◆ Aim of the exercise: Repeat the material verbatim and drop the pictures.
--
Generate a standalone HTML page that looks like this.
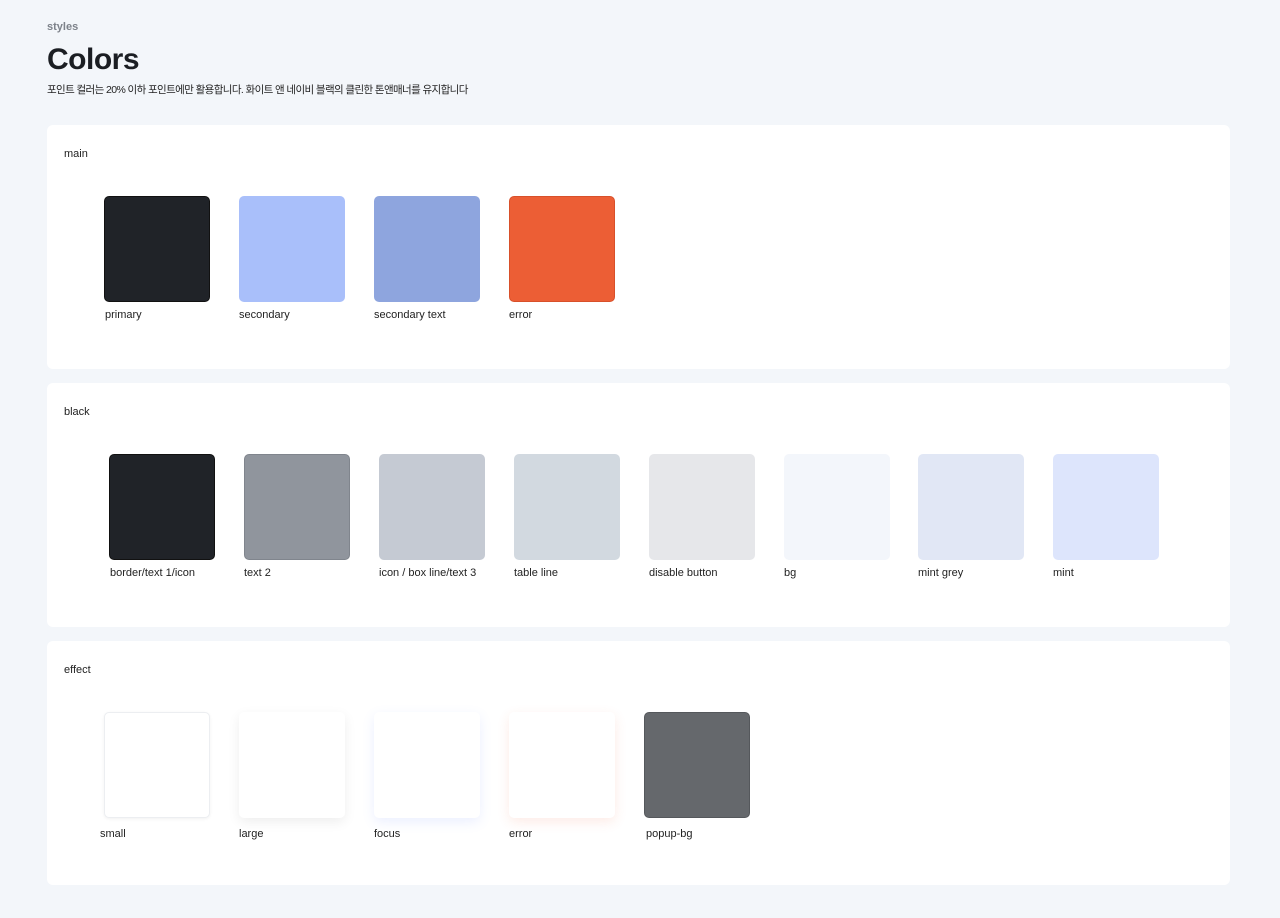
<!DOCTYPE html>
<html><head><meta charset="utf-8"><style>
*{margin:0;padding:0;box-sizing:border-box}
body{width:1280px;height:918px;background:#f3f6fa;font-family:"Liberation Sans","Noto Sans CJK KR",sans-serif;position:relative;overflow:hidden;color:#111}
.a{position:absolute}
.card{position:absolute;left:47px;width:1183px;height:244px;background:#fff;border-radius:6px}
.t{position:absolute;left:17px;top:23px;font-size:11px;color:#222}
.sw{position:absolute;width:106px;height:106px;border-radius:5px}
.lb{position:absolute;font-size:11px;color:#222;white-space:nowrap}
</style></head><body>
<div class="a" style="left:47px;top:21px;font-size:11px;font-weight:bold;color:#7d828a">styles</div>
<div class="a" style="left:47px;top:43px;font-size:30px;font-weight:bold;color:#1b1e23;letter-spacing:-0.5px">Colors</div>
<div class="a" style="left:47px;top:82px;font-size:10.5px;color:#222;letter-spacing:-0.6px">포인트 컬러는 20% 이하 포인트에만 활용합니다. 화이트 앤 네이비 블랙의 클린한 톤앤매너를 유지합니다</div>

<div class="card" style="top:125px"><div class="t">main</div>
<div class="sw" style="left:57px;top:71px;background:#202328;border:1px solid #111"></div><div class="lb" style="left:58px;top:184px">primary</div>
<div class="sw" style="left:192px;top:71px;background:#a9bffa"></div><div class="lb" style="left:192px;top:184px">secondary</div>
<div class="sw" style="left:327px;top:71px;background:#8ea5de"></div><div class="lb" style="left:327px;top:184px">secondary text</div>
<div class="sw" style="left:462px;top:71px;background:#ec5e35;border:1px solid #d8502a"></div><div class="lb" style="left:462px;top:184px">error</div>
</div>

<div class="card" style="top:383px"><div class="t">black</div>
<div class="sw" style="left:62px;top:71px;background:#202328;border:1px solid #111"></div><div class="lb" style="left:63px;top:184px">border/text 1/icon</div>
<div class="sw" style="left:197px;top:71px;background:#90959d;border:1px solid #80858d"></div><div class="lb" style="left:197px;top:184px">text 2</div>
<div class="sw" style="left:332px;top:71px;background:#c5cad3"></div><div class="lb" style="left:332px;top:184px">icon / box line/text 3</div>
<div class="sw" style="left:467px;top:71px;background:#d2d9e0"></div><div class="lb" style="left:467px;top:184px">table line</div>
<div class="sw" style="left:602px;top:71px;background:#e6e7ea"></div><div class="lb" style="left:602px;top:184px">disable button</div>
<div class="sw" style="left:737px;top:71px;background:#f3f6fb"></div><div class="lb" style="left:737px;top:184px">bg</div>
<div class="sw" style="left:871px;top:71px;background:#e1e7f5"></div><div class="lb" style="left:871px;top:184px">mint grey</div>
<div class="sw" style="left:1006px;top:71px;background:#dde5fc"></div><div class="lb" style="left:1006px;top:184px">mint</div>
</div>

<div class="card" style="top:641px"><div class="t">effect</div>
<div class="sw" style="left:57px;top:71px;background:#fff;border:1px solid #eceef1;box-shadow:0 1px 3px rgba(0,0,0,.06)"></div><div class="lb" style="left:53px;top:187px">small</div>
<div class="sw" style="left:192px;top:71px;background:#fff;box-shadow:0 4px 12px rgba(0,0,0,.07)"></div><div class="lb" style="left:192px;top:187px">large</div>
<div class="sw" style="left:327px;top:71px;background:#fff;box-shadow:0 4px 12px rgba(90,120,255,.12)"></div><div class="lb" style="left:327px;top:187px">focus</div>
<div class="sw" style="left:462px;top:71px;background:#fff;box-shadow:0 4px 12px rgba(236,94,53,.12)"></div><div class="lb" style="left:462px;top:187px">error</div>
<div class="sw" style="left:597px;top:71px;background:#65686c;border:1px solid #55585c"></div><div class="lb" style="left:599px;top:187px">popup-bg</div>
</div>
</body></html>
--
◆ Answer to this exercise:
Generate a standalone HTML page that looks like this.
<!DOCTYPE html>
<html><head><meta charset="utf-8"><style>
*{margin:0;padding:0;box-sizing:border-box}
body{width:1280px;height:918px;background:#f3f6fa;font-family:"Liberation Sans","Noto Sans CJK KR",sans-serif;position:relative;overflow:hidden;color:#111}
.a{position:absolute}
.card{position:absolute;left:47px;width:1183px;height:244px;background:#fff;border-radius:6px}
.t{position:absolute;left:17px;top:23px;font-size:11px;color:#222}
.sw{position:absolute;width:106px;height:106px;border-radius:5px}
.lb{position:absolute;font-size:11px;color:#222;white-space:nowrap}
</style></head><body>
<div class="a" style="left:47px;top:21px;font-size:11px;font-weight:bold;color:#7d828a">styles</div>
<div class="a" style="left:47px;top:43px;font-size:30px;font-weight:bold;color:#1b1e23;letter-spacing:-0.5px">Colors</div>
<div class="a" style="left:47px;top:82px;font-size:10.5px;color:#222;letter-spacing:-0.6px">포인트 컬러는 20% 이하 포인트에만 활용합니다. 화이트 앤 네이비 블랙의 클린한 톤앤매너를 유지합니다</div>

<div class="card" style="top:125px"><div class="t">main</div>
<div class="sw" style="left:57px;top:71px;background:#202328;border:1px solid #111"></div><div class="lb" style="left:58px;top:184px">primary</div>
<div class="sw" style="left:192px;top:71px;background:#a9bffa"></div><div class="lb" style="left:192px;top:184px">secondary</div>
<div class="sw" style="left:327px;top:71px;background:#8ea5de"></div><div class="lb" style="left:327px;top:184px">secondary text</div>
<div class="sw" style="left:462px;top:71px;background:#ec5e35;border:1px solid #d8502a"></div><div class="lb" style="left:462px;top:184px">error</div>
</div>

<div class="card" style="top:383px"><div class="t">black</div>
<div class="sw" style="left:62px;top:71px;background:#202328;border:1px solid #111"></div><div class="lb" style="left:63px;top:184px">border/text 1/icon</div>
<div class="sw" style="left:197px;top:71px;background:#90959d;border:1px solid #80858d"></div><div class="lb" style="left:197px;top:184px">text 2</div>
<div class="sw" style="left:332px;top:71px;background:#c5cad3"></div><div class="lb" style="left:332px;top:184px">icon / box line/text 3</div>
<div class="sw" style="left:467px;top:71px;background:#d2d9e0"></div><div class="lb" style="left:467px;top:184px">table line</div>
<div class="sw" style="left:602px;top:71px;background:#e6e7ea"></div><div class="lb" style="left:602px;top:184px">disable button</div>
<div class="sw" style="left:737px;top:71px;background:#f3f6fb"></div><div class="lb" style="left:737px;top:184px">bg</div>
<div class="sw" style="left:871px;top:71px;background:#e1e7f5"></div><div class="lb" style="left:871px;top:184px">mint grey</div>
<div class="sw" style="left:1006px;top:71px;background:#dde5fc"></div><div class="lb" style="left:1006px;top:184px">mint</div>
</div>

<div class="card" style="top:641px"><div class="t">effect</div>
<div class="sw" style="left:57px;top:71px;background:#fff;border:1px solid #eceef1;box-shadow:0 1px 3px rgba(0,0,0,.06)"></div><div class="lb" style="left:53px;top:187px">small</div>
<div class="sw" style="left:192px;top:71px;background:#fff;box-shadow:0 4px 12px rgba(0,0,0,.07)"></div><div class="lb" style="left:192px;top:187px">large</div>
<div class="sw" style="left:327px;top:71px;background:#fff;box-shadow:0 4px 12px rgba(90,120,255,.12)"></div><div class="lb" style="left:327px;top:187px">focus</div>
<div class="sw" style="left:462px;top:71px;background:#fff;box-shadow:0 4px 12px rgba(236,94,53,.12)"></div><div class="lb" style="left:462px;top:187px">error</div>
<div class="sw" style="left:597px;top:71px;background:#65686c;border:1px solid #55585c"></div><div class="lb" style="left:599px;top:187px">popup-bg</div>
</div>
</body></html>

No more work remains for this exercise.